Le management à Midi Libre a quelque chose de politique. Une critique et on vous catalogue rapidement comme un emmerdeur. Deux critiques et l’on commence à sentir le vent de la mutation lointaine. Et l’on a vu avec beaucoup de regrets des talents placardisés ou qui préfèrent partir. Cette politique explique sans doute les réactions tardives de la majorité des journalistes qui ont dû attendre de sentir la vague de la crise toucher leurs pieds avant de bouger. Tardives, car durant un temps les CDI n’étaient pas concernés. La variable d’ajustement économique étant incarnée par les CDD, évincés les uns après les autres comme des malpropres. Aux CDD ont succédé les stagiaires, dont certains enseignants n’étaient autres que des rédacteurs en chef. Aux agences d’assurer alors la formation au sein de l’entreprise.

Se tirer des balles dans le pied

Pendant longtemps Midi Libre semblait invincible, au dessus de la concurrence.

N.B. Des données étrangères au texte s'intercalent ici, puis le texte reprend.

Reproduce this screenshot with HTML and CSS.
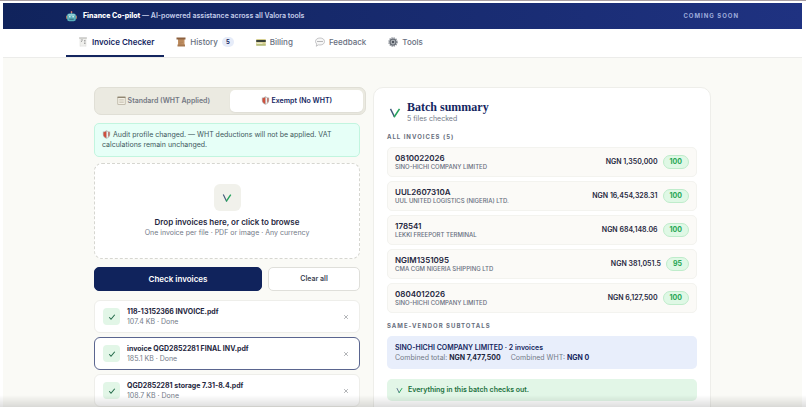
FILE: index.html
```html
<!DOCTYPE html>
<html lang="en">
<head>
    <meta charset="UTF-8">
    <meta name="viewport" content="width=device-width, initial-scale=1.0">
    <title>Invoice Checker</title>
    <link rel="stylesheet" href="styles.css">
</head>
<body>
    <!-- shared shapes -->
    <svg class="sprite" aria-hidden="true">
        <symbol id="shield" viewBox="0 0 16 16">
            <path d="M8 0.5C6 2 4 2.600 1.500 2.800V8c0 3.600 2.500 6 6.500 7.700 4-1.700 6.500-4.100 6.500-7.700V2.800C12 2.600 10 2 8 0.500z" fill="#b9b3b1"/>
            <path d="M7.500 2C6 3 4.500 3.700 2.800 3.900V8c0 3 1.700 4.900 4.700 6.200z" fill="#cf4f3c"/>
            <path d="M8.500 2v12.200c1.200-.5 2-1.100 2.800-1.900V3.400C10.300 3 9.400 2.600 8.500 2z" fill="#eef0f1"/>
            <path d="M11.300 3.500v8.800c1.200-1.100 1.900-2.500 1.900-4.300V3.900z" fill="#bd5647"/>
        </symbol>
        <symbol id="vmark" viewBox="0 0 16 16">
            <path d="M2 2.500 7.500 13.500" fill="none" stroke="#3f5878" stroke-width="1.800"/>
            <path d="M6.800 13.500 14 2.500" fill="none" stroke="#25a35c" stroke-width="2.200"/>
        </symbol>
        <symbol id="tick" viewBox="0 0 16 16">
            <path d="M2.500 8.500 6 12.500 13.500 3.500" fill="none" stroke="#256b4b" stroke-width="2.200"/>
        </symbol>
        <symbol id="cross" viewBox="0 0 16 16">
            <path d="M3 3 13 13M13 3 3 13" fill="none" stroke="#a3a5a9" stroke-width="2.200"/>
        </symbol>
    </svg>

    <header class="banner">
        <div class="container banner-inner">
            <svg class="robot" viewBox="0 0 20 20" aria-hidden="true">
                <path d="M10 1v4" stroke="#9fb4c4" stroke-width="2"/>
                <circle cx="10" cy="2" r="1.600" fill="#e07b63"/>
                <rect x="0.500" y="8" width="3" height="6" rx="1" fill="#e0976b"/>
                <rect x="16.500" y="8" width="3" height="6" rx="1" fill="#e0976b"/>
                <rect x="2" y="4.500" width="16" height="14" rx="4" fill="#58aebb"/>
                <rect x="4" y="5.500" width="12" height="3" rx="1" fill="#8fd0d6"/>
                <circle cx="7" cy="10.500" r="1.500" fill="#e8f6f8"/>
                <circle cx="13" cy="10.500" r="1.500" fill="#e8f6f8"/>
                <path d="M6 15h8" stroke="#2f6b80" stroke-width="2"/>
            </svg>
            <p class="banner-text"><strong>Finance Co-pilot</strong> — AI-powered assistance across all Valora tools</p>
            <span class="soon">COMING SOON</span>
        </div>
    </header>

    <nav class="tabs">
        <div class="container tabs-inner">
            <a href="#" class="tab active">
                <svg class="tab-icon" viewBox="0 0 20 20" aria-hidden="true">
                    <path d="M4 2h12v17l-2-1.500-2 1.500-2-1.500L8 19l-2-1.500L4 19z" fill="#f0f0ed" stroke="#dadad7"/>
                    <path d="M2 2h16" stroke="#b5b5b2" stroke-width="2"/>
                    <path d="M6 6h4M6 9h2M12 7h3M12 10h3M12 13h3" stroke="#8f8f8f" stroke-width="1.500"/>
                </svg>
                Invoice Checker
            </a>
            <a href="#" class="tab">
                <svg class="tab-icon" viewBox="0 0 20 20" aria-hidden="true">
                    <path d="M4 3h13v14H4z" fill="#c08f62"/>
                    <path d="M1 1h18v4H1z" fill="#8c603f"/>
                    <path d="M3 15h15v4H3z" fill="#a67850"/>
                    <path d="M6 8h8M6 11h8M6 13.500h5" stroke="#a77a50"/>
                </svg>
                History <span class="count">5</span>
            </a>
            <a href="#" class="tab">
                <svg class="tab-icon" viewBox="0 0 20 20" aria-hidden="true">
                    <rect x="0.500" y="4" width="19" height="13" rx="1" fill="#d6cf91"/>
                    <path d="M0.500 6h19v4h-19z" fill="#394139"/>
                    <path d="M2 12.500h11" stroke="#f3f1dc" stroke-width="2"/>
                    <path d="M0.500 16h19" stroke="#9fae62" stroke-width="2"/>
                </svg>
                Billing
            </a>
            <a href="#" class="tab">
                <svg class="tab-icon" viewBox="0 0 20 20" aria-hidden="true">
                    <path d="M10 2c5.500 0 9 2.800 9 7s-3.500 7-9 7c-1 0-2-.1-3-.3L2.500 18.500l1-4.500C2 12.800 1 11 1 9c0-4.200 3.500-7 9-7z" fill="#f7f7f7" stroke="#aaaaad" stroke-width="1.300"/>
                    <path d="M5 9h2M9 9h2M13 9h2" stroke="#77777b" stroke-width="2"/>
                </svg>
                Feedback
            </a>
            <a href="#" class="tab">
                <svg class="tab-icon" viewBox="0 0 20 20" aria-hidden="true">
                    <circle cx="10" cy="10" r="8" fill="none" stroke="#858a93" stroke-width="3" stroke-dasharray="2.500 1.700"/>
                    <circle cx="10" cy="10" r="6" fill="#b4b8bd" stroke="#686e77" stroke-width="2.500"/>
                    <circle cx="10" cy="10" r="2.500" fill="#4e545e"/>
                </svg>
                Tools
            </a>
        </div>
    </nav>

    <main class="page">
        <div class="container columns">
            <section class="upload">
                <div class="segment">
                    <button type="button" class="segment-btn">
                        <svg class="icon" viewBox="0 0 16 16" aria-hidden="true">
                            <rect x="1.500" y="1.500" width="13" height="13.500" fill="#f3f0e5" stroke="#a49b87"/>
                            <path d="M1 2.500h14" stroke="#8e8370" stroke-width="2"/>
                            <path d="M4 6.500h8M4 9h8M4 11.500h8" stroke="#b7b0a2"/>
                        </svg>
                        Standard (WHT Applied)
                    </button>
                    <button type="button" class="segment-btn selected">
                        <svg class="icon" aria-hidden="true"><use href="#shield"/></svg>
                        Exempt (No WHT)
                    </button>
                </div>

                <p class="notice">
                    <svg class="icon" aria-hidden="true"><use href="#shield"/></svg>
                    Audit profile changed. — WHT deductions will not be applied. VAT calculations remain unchanged.
                </p>

                <label class="dropzone" for="invoiceFiles">
                    <input type="file" id="invoiceFiles" class="file-input" multiple>
                    <span class="drop-icon"><svg aria-hidden="true"><use href="#vmark"/></svg></span>
                    <span class="drop-title">Drop invoices here, or click to browse</span>
                    <span class="drop-hint">One invoice per file · PDF or image · Any currency</span>
                </label>

                <div class="actions">
                    <button type="button" class="btn btn-primary">Check invoices</button>
                    <button type="button" class="btn">Clear all</button>
                </div>

                <ul class="files">
                    <li class="file">
                        <span class="file-status"><svg aria-hidden="true"><use href="#tick"/></svg></span>
                        <div class="file-info">
                            <div class="file-name">118-13152366 INVOICE.pdf</div>
                            <div class="file-meta">107.4 KB · Done</div>
                        </div>
                        <button type="button" class="remove" aria-label="Remove"><svg aria-hidden="true"><use href="#cross"/></svg></button>
                    </li>
                    <li class="file current">
                        <span class="file-status"><svg aria-hidden="true"><use href="#tick"/></svg></span>
                        <div class="file-info">
                            <div class="file-name">invoice QGD2852281 FINAL INV.pdf</div>
                            <div class="file-meta">185.1 KB · Done</div>
                        </div>
                        <button type="button" class="remove" aria-label="Remove"><svg aria-hidden="true"><use href="#cross"/></svg></button>
                    </li>
                    <li class="file">
                        <span class="file-status"><svg aria-hidden="true"><use href="#tick"/></svg></span>
                        <div class="file-info">
                            <div class="file-name">QGD2852281 storage 7.31-8.4.pdf</div>
                            <div class="file-meta">108.7 KB · Done</div>
                        </div>
                        <button type="button" class="remove" aria-label="Remove"><svg aria-hidden="true"><use href="#cross"/></svg></button>
                    </li>
                </ul>
            </section>

            <section class="summary">
                <div class="summary-head">
                    <svg class="summary-icon" aria-hidden="true"><use href="#vmark"/></svg>
                    <div>
                        <h1>Batch summary</h1>
                        <p class="summary-sub">5 files checked</p>
                    </div>
                </div>

                <h2>ALL INVOICES (5)</h2>
                <ul class="invoices">
                    <li class="invoice">
                        <div class="invoice-info">
                            <div class="invoice-no">0810022026</div>
                            <div class="vendor">SINO-HICHI COMPANY LIMITED</div>
                        </div>
                        <span class="amount">NGN 1,350,000</span>
                        <span class="score">100</span>
                    </li>
                    <li class="invoice">
                        <div class="invoice-info">
                            <div class="invoice-no">UUL2607310A</div>
                            <div class="vendor">UUL UNITED LOGISTICS (NIGERIA) LTD.</div>
                        </div>
                        <span class="amount">NGN 16,454,328.31</span>
                        <span class="score">100</span>
                    </li>
                    <li class="invoice">
                        <div class="invoice-info">
                            <div class="invoice-no">178541</div>
                            <div class="vendor">LEKKI FREEPORT TERMINAL</div>
                        </div>
                        <span class="amount">NGN 684,148.06</span>
                        <span class="score">100</span>
                    </li>
                    <li class="invoice">
                        <div class="invoice-info">
                            <div class="invoice-no">NGIM1351095</div>
                            <div class="vendor">CMA CGM NIGERIA SHIPPING LTD</div>
                        </div>
                        <span class="amount">NGN 381,051.5</span>
                        <span class="score">95</span>
                    </li>
                    <li class="invoice">
                        <div class="invoice-info">
                            <div class="invoice-no">0804012026</div>
                            <div class="vendor">SINO-HICHI COMPANY LIMITED</div>
                        </div>
                        <span class="amount">NGN 6,127,500</span>
                        <span class="score">100</span>
                    </li>
                </ul>

                <h2>SAME-VENDOR SUBTOTALS</h2>
                <div class="subtotal">
                    <div class="subtotal-name">SINO-HICHI COMPANY LIMITED · 2 invoices</div>
                    <div class="subtotal-row">
                        <span>Combined total: <strong>NGN 7,477,500</strong></span>
                        <span>Combined WHT: <strong class="wht">NGN 0</strong></span>
                    </div>
                </div>

                <div class="all-good">
                    <svg aria-hidden="true"><use href="#vmark"/></svg>
                    Everything in this batch checks out.
                </div>
            </section>
        </div>
    </main>
</body>
</html>
```

FILE: styles.css
```css
* {
    margin: 0;
    padding: 0;
}
body {
    font-family: Inter, "Liberation Sans", sans-serif;
    font-size: 7px;
    line-height: 10px;
    color: #1f2740;
    background: white;
    border-top: 1px solid #aaa0a3;
    padding: 2px 4px 0 3px;
    overflow: hidden;
}
/* fade along the bottom of the window */
body::after {
    content: "";
    position: fixed;
    left: 0;
    right: 0;
    bottom: 0;
    height: 12px;
    background: linear-gradient(rgba(0, 0, 0, 0), rgba(0, 0, 0, 0.13));
    pointer-events: none;
}
ul {
    list-style: none;
}
button {
    font: inherit;
    cursor: pointer;
}
.sprite {
    display: none;
}
.icon {
    width: 9px;
    height: 9px;
    vertical-align: -2px;
}
.container {
    max-width: 673px;
    margin: 0 auto;
}

/* banner */
.banner {
    background: linear-gradient(90deg, #10235c, #1f3281);
    color: #c6cfeb;
}
.banner-inner {
    display: flex;
    align-items: center;
    height: 26px;
}
.robot {
    width: 11px;
    height: 11px;
    margin-right: 6px;
}
.banner-text {
    flex: 1;
    font-weight: 600;
}
.banner-text strong {
    color: white;
    font-weight: 800;
}
.soon {
    color: #9eacdb;
    font-size: 6px;
    font-weight: 700;
    letter-spacing: 1px;
}

/* tabs */
.tabs {
    border-bottom: 1px solid #ececea;
}
.tabs-inner {
    display: flex;
}
.tab {
    display: flex;
    align-items: center;
    height: 26px;
    padding: 0 10px 0 12px;
    border-bottom: 2px solid transparent;
    color: #686f80;
    font-size: 8px;
    font-weight: 500;
    text-decoration: none;
}
.tab.active {
    color: #14265f;
    border-bottom-color: #14265f;
    font-weight: 600;
}
.tab-icon {
    width: 10px;
    height: 10px;
    margin-right: 4px;
}
.count {
    margin-left: 4px;
    padding: 0 4px;
    border-radius: 5px;
    background: #e6ecf9;
    color: #14265f;
    font-size: 6px;
    font-weight: 700;
}

/* layout */
.page {
    background: #fafaf6;
    padding-top: 29px;
}
.columns {
    display: grid;
    grid-template-columns: 266fr 338fr;
    gap: 13px;
    box-sizing: border-box;
    padding: 0 28px;
}

/* upload column */
.segment {
    display: flex;
    width: 100%;
    padding: 2px;
    border: 1px solid #e0dfd6;
    border-radius: 7px;
    background: #ebeae1;
    margin-bottom: 8px;
}
.segment-btn {
    flex: 1;
    height: 22px;
    border: none;
    border-radius: 5px;
    background: none;
    color: #737883;
    font-weight: 600;
}
.segment-btn.selected {
    background: white;
    color: #14265f;
    box-shadow: 0 1px 2px rgba(0, 0, 0, 0.06);
}
.notice {
    padding: 6px 7px;
    border: 1px solid #c2f5df;
    border-radius: 5px;
    background: #e6fff7;
    color: #40585c;
    margin-bottom: 6px;
}
.dropzone {
    display: flex;
    flex-direction: column;
    align-items: center;
    padding: 20px 10px;
    border: 1px dashed #d6d6d0;
    border-radius: 8px;
    background: white;
    margin-bottom: 8px;
    cursor: pointer;
}
.file-input {
    position: absolute;
    width: 1px;
    height: 1px;
    opacity: 0;
}
.drop-icon {
    display: flex;
    align-items: center;
    justify-content: center;
    width: 27px;
    height: 27px;
    border-radius: 6px;
    background: #f1f1eb;
    margin-bottom: 6px;
}
.drop-icon svg {
    width: 10px;
    height: 10px;
}
.drop-title {
    font-size: 8px;
    font-weight: 600;
    line-height: 11px;
}
.drop-hint {
    color: #737a88;
}
.actions {
    display: grid;
    grid-template-columns: 168fr 92fr;
    gap: 6px;
    margin-bottom: 9px;
}
.btn {
    height: 24px;
    border: 1px solid #dfdfda;
    border-radius: 5px;
    background: white;
    color: #3c4352;
    font-weight: 600;
}
.btn-primary {
    border-color: #10235c;
    background: #10235c;
    color: white;
    font-size: 8px;
}
.file {
    display: flex;
    align-items: center;
    box-sizing: border-box;
    height: 33px;
    padding: 0 8px;
    border: 1px solid #eeeeea;
    border-radius: 6px;
    background: white;
    margin-bottom: 4px;
}
.file.current {
    border-color: #5a658f;
}
.file-status {
    display: flex;
    align-items: center;
    justify-content: center;
    width: 17px;
    height: 17px;
    border-radius: 4px;
    background: #e2f6e7;
    margin-right: 7px;
}
.file-status svg {
    width: 8px;
    height: 8px;
}
.file-info {
    flex: 1;
}
.file-name {
    font-weight: 700;
}
.file-meta {
    color: #737a88;
}
.remove {
    display: flex;
    padding: 2px;
    border: none;
    background: none;
}
.remove svg {
    width: 6px;
    height: 6px;
}

/* summary card */
.summary {
    border: 1px solid #eeeeea;
    border-radius: 10px;
    background: white;
    padding: 13px;
}
.summary-head {
    display: flex;
    align-items: center;
    margin-bottom: 8px;
}
.summary-icon {
    width: 12px;
    height: 12px;
    margin: 0 6px 0 2px;
}
h1 {
    color: #14265f;
    font-family: "Liberation Serif", serif;
    font-size: 12px;
    line-height: 13px;
}
.summary-sub {
    color: #737a88;
}
h2 {
    color: #686f7e;
    font-size: 6px;
    font-weight: 700;
    letter-spacing: 1px;
    margin-bottom: 5px;
}
.invoices {
    display: grid;
    gap: 4px;
    margin-bottom: 8px;
}
.invoice {
    display: flex;
    align-items: center;
    box-sizing: border-box;
    height: 30px;
    padding: 0 7px;
    border: 1px solid #f3f3ef;
    border-radius: 5px;
    background: #fbfaf7;
}
.invoice-info {
    flex: 1;
}
.invoice-no {
    font-size: 8px;
    font-weight: 600;
    line-height: 9px;
}
.vendor {
    color: #686f7e;
    font-size: 6px;
    font-weight: 500;
    line-height: 8px;
}
.amount {
    font-weight: 600;
    margin-right: 5px;
}
.score {
    padding: 1px 6px;
    border: 1px solid #bfeccb;
    border-radius: 7px;
    background: #dff8e5;
    color: #26a653;
    font-weight: 700;
}
.subtotal {
    padding: 6px 8px;
    border-radius: 5px;
    background: #e8eefb;
    margin-bottom: 10px;
}
.subtotal-name {
    color: #14265f;
    font-weight: 600;
    line-height: 11px;
}
.subtotal-row {
    display: flex;
    gap: 10px;
    color: #737a88;
}
.subtotal-row strong {
    color: #1f2740;
}
.subtotal-row .wht {
    color: #14265f;
}
.all-good {
    display: flex;
    align-items: center;
    padding: 6px 9px;
    border-radius: 5px;
    background: #e2f6e7;
    color: #1c7140;
    font-weight: 600;
    margin-bottom: 10px;
}
.all-good svg {
    width: 7px;
    height: 7px;
    margin-right: 5px;
}
```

Un solide navire qui ne souffrait que rarement de la colère d’un George Frêche vexé qui supprima tout apport publicitaire institutionnel. Puis les (r)évolutions arrivèrent et Midi Libre paniqua. Le gratuit 20 Minutes annonça sa venue à Montpellier. Plutôt que de renforcer son agence locale et d’assurer sa différence et sa force, Midi Libre choisit de lancer un an avant son propre gratuit Direct Montpellier Plus. Un gratuit à l’esprit jeune contre un payant vieillissant au sein du même groupe.

Deuxième choix catastrophique avec la manière dont Midi Libre a investi le net. Avec la gratuité à tout va, les lecteurs ne sont pas dupes et s’en rendent vite compte. Mal géré, mal dirigé, Midilibre.fr est un exemple de ce qu’il ne faut pas faire dans la presse en ligne. Il s’agit d’ailleurs plus d’un service qui repatine les articles papiers et non d’une rédaction. Sur le site en lui même, agressions publicitaires de toutes parts, absence de ligne éditoriale, peu de contenu propre et très mauvaise mise en avant des événements locaux. La gestion des commentaires a déjà été soulevée de nombreuses fois. Véritable défouloir pour l’extrême droite, le site est devenu une référence du genre.

A ne pas vouloir faire de gestion humaine au cas par cas comme si c’était impossible, la réputation du journal papier s’en trouve également touchée. Certes, le site fait “des clics“ mais avec quel contenu : des faits divers graveleux, des polémiques, des starlettes de la téléréalité… Midilibre.fr ressemble plus à une version bordélique de Melty qu’à un site de PQR. Il est désormais temps qu’une personne qui possède un vrai sens journalistique reprenne le poste de responsable de la rédaction internet.

Abolir le jacobinisme védasien

Le constat est là. Midi Libre s’est embourbé dans un jacobinisme védasien au détriment des locales. Et pourtant, il aurait tant de choses à faire. Midi Libre n’a pas su optimiser ses deux suppléments Midi Loisirs et Midi Shopping qui auraient pu être de véritables aspirateurs à publicités et auraient mérité un excellent portage sur le net.

Les agences locales, véritables richesses du groupe, sont vidées de leurs secrétaires de rédaction, de leurs photographes et de leurs rédacteurs. Moins de monde, moins de pages, moins d’infos, moins de lecteurs… Les rédactions ne rajeunissent pas, se tournent de plus en plus vers l’info institutionnelle et font avec le peu de moyens qu’on leur accorde. A cela, vous ajoutez la concurrence qui surgit de partout et vous avez un cocktail de démotivation parfait.

Les solutions existent et sont relativement faciles à mettre en place à condition de mieux répartir les moyens vers les locales et d’insuffler le bon esprit à ses équipes ».